Sekarang semua orang teriak dan mengaku reformis bahkan digelari bapak reformasi, padahal di zaman itu kampus menjadi amat gersang. Bahkan mahasiswa pun hanya segelintir saja. Justru gerakan Buruh lah yang menonjol terutama melalui SBSI yang dipimpin Muchtar Pakpahan. Sebabnya karena tangan Orde Baru ibarat gurita yang menjangkau seluruh sudut kehidupan. Tak ada yang tak terjangkau.
Keadaan baru berubah setelah peristiwa 27 Juli 1996. Peristiwa yang terjadi di sekertariat PDI Jl. Diponegoro 58 itu ibarat hujan di penghujung kemarau demokrasi yang sangat panjang. Maka sesudah peristiwa itu, demokrasi yang lama di bonsai, mulai bertunas. Karenanya 27 Juli adalah peristiwa penting bagi republik ini. Sayangnya kini menjadi kerdil, setiap tahun berlalu tanpa arti. Hanya ada tabur bunga di Diponegoro 58, itupun dilakukan FKK 124. Padahal peristiwa itu bukan hanya milik FKK 124, bukan pulah hanya milik PDI Perjuangan. Karena sebelum peristiwa itu, kekuatan pro demokrasi yang selama puluhan tahun hanya tertati-tati, mulai menggelembung. Wujudnya , Muchtar Pakpahan berhasil menghimpun 34 elemen menjadi MARI ( Majelis RAKYAT Indonesia), lembaga yang aktif melakukan mimbar bebas di Diponegoro.

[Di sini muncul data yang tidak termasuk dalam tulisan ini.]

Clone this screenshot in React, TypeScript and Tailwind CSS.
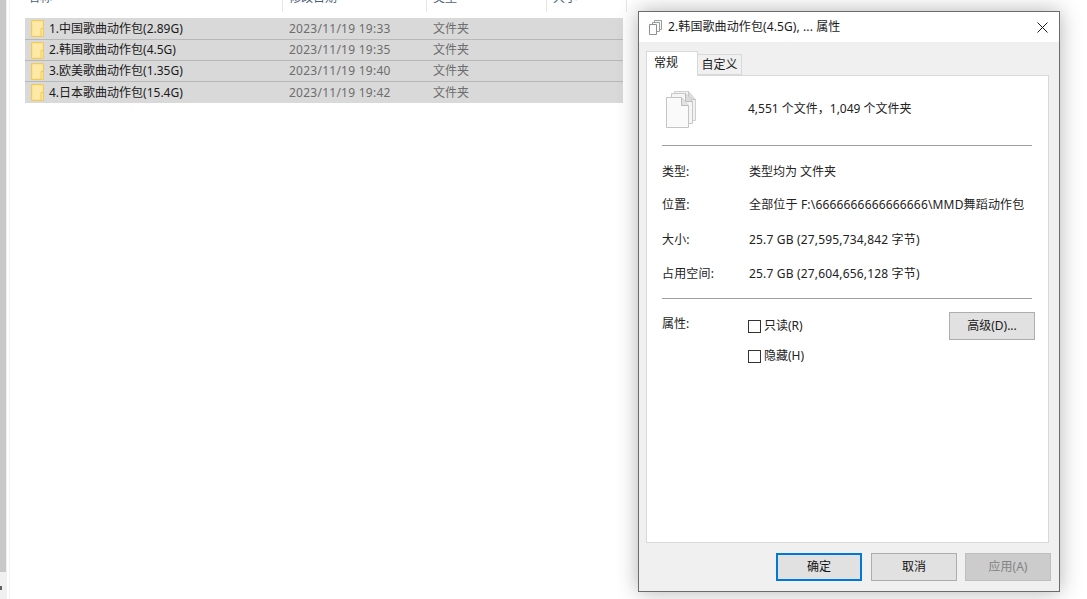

Jadi itu ibarat tungku tempat memanaskan Reformasi. Tetapi kini menjadi biasa-biasa saja. Bahkan di kalangan PDI Perjuangan saja sekarang menjadi sayup-sayup saja. Malahan memunculkan anekdot. Suatu saat seorang anggota DPR RI dari PDI Perjuangan bertanya kepada dr. Ribka Ciptaning. “Mbak, apa sih dua tujuh Juli itu? “.
Penumpang Reformasi
Sungguh menyedihkan. Padahal kalau 27 Juli tidak terjadi, yang bersangkutan tidak mungkin duduk di Senayan, karena sebelumnya yang bisa masuk Senayan hanyalah orang-orang tertentu, orang yang dipoles dan dipelihara untuk menjaga kelanggengan kekuasan. Yah, orang seperti Harmoko lah, orang-orang kepercayaan Soeharto. Itulah sebabnya DPR di masa Orde Baru di kenal sebagai tukang stempel, alat untuk melegitimasi kemauan pemerintah.
Karenanya aneh seorang anggota DPR, dari PDI Perjuangan pulah, tidak tahu peristiwa 27 Juli. Padahal, sekali lagi jika tanpa perubahan, ia mustahil bisa duduk di DPR. Sama dengan Joko Widodo, jika tidak terjadi peristiwa 27 Juli, mustahil lah dia menjadi presiden. Maka Jokowi adalah salah satu warga negara yang paling diuntungkan dengan Reformasi. Tetapi bicara Reformasi jangan lalu berasosiasi tentang Amin Rais karena dia juga hanyalah satu di antara ribuan penumpang Reformasi. Buktinya sampai peristiwa 27 Juli nama dia belum muncul. Jadi maaf, Amin Rais hanyalah tipe yang terampil membaca momentum, karena walaupun dia orang kampus, jelas tidak bisa disandingkan dengan Arbi Sanit yang konsisten sebagai ilmuwan terus menyuarakan kebenaran tanpa terpengaruh cuaca. Jadi sangat jelas, dia adalah satu di antara ribuan orang yang diuntungkan Reformasi dan reformasi itu tungku besarnya di Diponegoro 58 yang meledak 27 Juli.
Sama dengan Jokowi, bahkan Jokowi orang yang lebih beruntung lagi, menjadi presiden tanpa pernah repot mengurus partai. Dan kini, Gibran anaknya pun sedang menyiapkan jas untuk pelantikan Wakil Presiden tanpa pernah repot mengurus organisasi. Hmmm…… kekuasaan memang nikmat, makanya orang berebut. Beda jauh di saat perjuangan, teramat berat mengajak orang. Karenanya kata Muchtar Pakpahan, orang yang berjuang hanyalah orang yang berani “bunuh diri kelas”.